═════ Source data ═════

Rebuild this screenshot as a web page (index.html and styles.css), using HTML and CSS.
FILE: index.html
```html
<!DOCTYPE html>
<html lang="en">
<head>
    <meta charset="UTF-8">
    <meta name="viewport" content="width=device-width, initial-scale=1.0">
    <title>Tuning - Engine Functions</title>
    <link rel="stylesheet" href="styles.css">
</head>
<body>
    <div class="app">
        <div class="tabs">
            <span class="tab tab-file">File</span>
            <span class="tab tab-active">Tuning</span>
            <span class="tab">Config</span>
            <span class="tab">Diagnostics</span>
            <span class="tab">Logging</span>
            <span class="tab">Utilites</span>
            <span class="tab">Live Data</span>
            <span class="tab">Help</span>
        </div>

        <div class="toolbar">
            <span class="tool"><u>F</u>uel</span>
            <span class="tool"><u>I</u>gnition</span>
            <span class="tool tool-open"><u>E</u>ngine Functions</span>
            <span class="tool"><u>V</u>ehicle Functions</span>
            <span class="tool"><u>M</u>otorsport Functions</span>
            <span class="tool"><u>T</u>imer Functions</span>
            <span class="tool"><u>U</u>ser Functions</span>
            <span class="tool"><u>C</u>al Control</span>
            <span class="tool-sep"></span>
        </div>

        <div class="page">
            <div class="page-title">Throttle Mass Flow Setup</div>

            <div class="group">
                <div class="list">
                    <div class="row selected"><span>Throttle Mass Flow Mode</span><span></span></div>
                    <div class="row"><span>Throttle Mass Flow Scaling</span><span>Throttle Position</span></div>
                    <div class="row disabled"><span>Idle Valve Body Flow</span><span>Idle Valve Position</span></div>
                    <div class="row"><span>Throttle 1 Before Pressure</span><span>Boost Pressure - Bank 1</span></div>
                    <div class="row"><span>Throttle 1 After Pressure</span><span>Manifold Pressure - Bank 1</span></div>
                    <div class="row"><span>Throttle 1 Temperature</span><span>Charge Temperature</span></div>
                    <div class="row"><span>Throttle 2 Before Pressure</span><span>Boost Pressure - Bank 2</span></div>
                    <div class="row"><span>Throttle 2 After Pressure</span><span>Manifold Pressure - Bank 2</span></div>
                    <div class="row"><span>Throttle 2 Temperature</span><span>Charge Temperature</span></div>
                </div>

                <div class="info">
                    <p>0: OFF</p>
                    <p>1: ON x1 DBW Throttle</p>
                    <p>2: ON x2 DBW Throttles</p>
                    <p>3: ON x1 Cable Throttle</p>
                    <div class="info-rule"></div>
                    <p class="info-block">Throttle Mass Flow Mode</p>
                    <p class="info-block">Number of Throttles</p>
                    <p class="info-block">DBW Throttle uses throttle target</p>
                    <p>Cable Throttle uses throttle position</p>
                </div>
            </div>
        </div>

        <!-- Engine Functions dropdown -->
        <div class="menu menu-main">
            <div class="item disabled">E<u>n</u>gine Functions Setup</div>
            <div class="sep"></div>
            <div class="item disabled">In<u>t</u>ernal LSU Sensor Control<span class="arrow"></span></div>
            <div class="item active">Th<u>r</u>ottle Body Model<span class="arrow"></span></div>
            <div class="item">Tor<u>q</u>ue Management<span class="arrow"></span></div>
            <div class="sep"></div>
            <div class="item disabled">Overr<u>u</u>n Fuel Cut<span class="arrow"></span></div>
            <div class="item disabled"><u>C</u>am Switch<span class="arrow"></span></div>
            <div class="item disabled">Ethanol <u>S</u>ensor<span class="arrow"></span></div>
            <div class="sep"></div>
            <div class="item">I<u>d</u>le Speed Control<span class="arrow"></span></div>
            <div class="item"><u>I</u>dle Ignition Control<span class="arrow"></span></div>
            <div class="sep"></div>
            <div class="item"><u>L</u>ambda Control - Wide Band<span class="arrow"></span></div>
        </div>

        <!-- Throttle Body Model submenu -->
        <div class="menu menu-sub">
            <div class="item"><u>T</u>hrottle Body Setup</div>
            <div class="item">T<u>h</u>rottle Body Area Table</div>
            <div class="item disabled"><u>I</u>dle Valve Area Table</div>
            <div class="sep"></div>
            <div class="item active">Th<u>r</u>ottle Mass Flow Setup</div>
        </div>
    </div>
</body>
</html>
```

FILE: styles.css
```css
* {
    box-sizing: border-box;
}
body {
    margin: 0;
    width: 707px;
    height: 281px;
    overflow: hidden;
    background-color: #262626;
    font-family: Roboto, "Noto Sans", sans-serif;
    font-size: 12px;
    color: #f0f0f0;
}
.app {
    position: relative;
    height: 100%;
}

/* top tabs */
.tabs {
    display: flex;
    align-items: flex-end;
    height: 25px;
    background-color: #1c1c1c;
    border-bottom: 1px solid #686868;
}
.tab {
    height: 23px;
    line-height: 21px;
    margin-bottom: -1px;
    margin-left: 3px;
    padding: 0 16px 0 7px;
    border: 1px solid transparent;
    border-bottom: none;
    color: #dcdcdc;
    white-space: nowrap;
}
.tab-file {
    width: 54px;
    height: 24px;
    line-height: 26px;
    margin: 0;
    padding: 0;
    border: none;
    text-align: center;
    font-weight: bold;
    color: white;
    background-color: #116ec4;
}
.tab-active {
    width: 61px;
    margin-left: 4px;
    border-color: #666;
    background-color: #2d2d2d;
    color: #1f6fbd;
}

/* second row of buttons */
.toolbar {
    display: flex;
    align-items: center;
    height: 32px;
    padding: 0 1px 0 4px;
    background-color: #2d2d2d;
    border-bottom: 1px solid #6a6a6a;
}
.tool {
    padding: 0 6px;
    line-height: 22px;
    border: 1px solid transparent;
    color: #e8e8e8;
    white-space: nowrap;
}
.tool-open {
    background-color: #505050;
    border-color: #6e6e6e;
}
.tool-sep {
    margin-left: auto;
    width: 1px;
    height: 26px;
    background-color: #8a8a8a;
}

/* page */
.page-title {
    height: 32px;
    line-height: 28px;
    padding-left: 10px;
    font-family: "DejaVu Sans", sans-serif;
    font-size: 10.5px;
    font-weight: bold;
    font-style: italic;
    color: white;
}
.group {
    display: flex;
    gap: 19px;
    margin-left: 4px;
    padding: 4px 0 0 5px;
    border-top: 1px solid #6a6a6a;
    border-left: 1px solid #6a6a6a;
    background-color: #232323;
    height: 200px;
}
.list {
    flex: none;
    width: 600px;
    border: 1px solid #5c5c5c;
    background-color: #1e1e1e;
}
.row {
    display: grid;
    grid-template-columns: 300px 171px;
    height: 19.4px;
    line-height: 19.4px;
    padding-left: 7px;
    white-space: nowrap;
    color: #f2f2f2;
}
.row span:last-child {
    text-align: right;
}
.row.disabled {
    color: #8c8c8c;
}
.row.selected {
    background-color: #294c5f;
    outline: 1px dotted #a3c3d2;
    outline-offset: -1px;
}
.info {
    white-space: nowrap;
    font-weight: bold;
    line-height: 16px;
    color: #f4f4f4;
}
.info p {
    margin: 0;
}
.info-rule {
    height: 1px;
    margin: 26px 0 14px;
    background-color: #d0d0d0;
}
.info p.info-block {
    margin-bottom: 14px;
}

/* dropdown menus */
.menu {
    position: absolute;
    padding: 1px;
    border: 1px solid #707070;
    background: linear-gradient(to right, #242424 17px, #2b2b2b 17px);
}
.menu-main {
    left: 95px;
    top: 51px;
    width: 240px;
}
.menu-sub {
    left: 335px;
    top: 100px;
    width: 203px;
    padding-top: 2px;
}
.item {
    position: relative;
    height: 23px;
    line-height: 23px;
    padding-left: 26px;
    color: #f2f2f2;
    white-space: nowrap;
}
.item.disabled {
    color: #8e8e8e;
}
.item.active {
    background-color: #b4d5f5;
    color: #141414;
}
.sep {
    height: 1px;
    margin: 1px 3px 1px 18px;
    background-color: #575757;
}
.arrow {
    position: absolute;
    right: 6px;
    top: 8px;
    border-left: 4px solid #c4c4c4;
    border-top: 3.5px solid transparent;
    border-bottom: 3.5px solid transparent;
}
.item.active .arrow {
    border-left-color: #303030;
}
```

═════

> _What is expected_
Copy out all lines above that include the string "styles".

> _Solution for this task_
Rebuild this screenshot as a web page (index.html and styles.css), using HTML and CSS.
    <link rel="stylesheet" href="styles.css">
FILE: styles.css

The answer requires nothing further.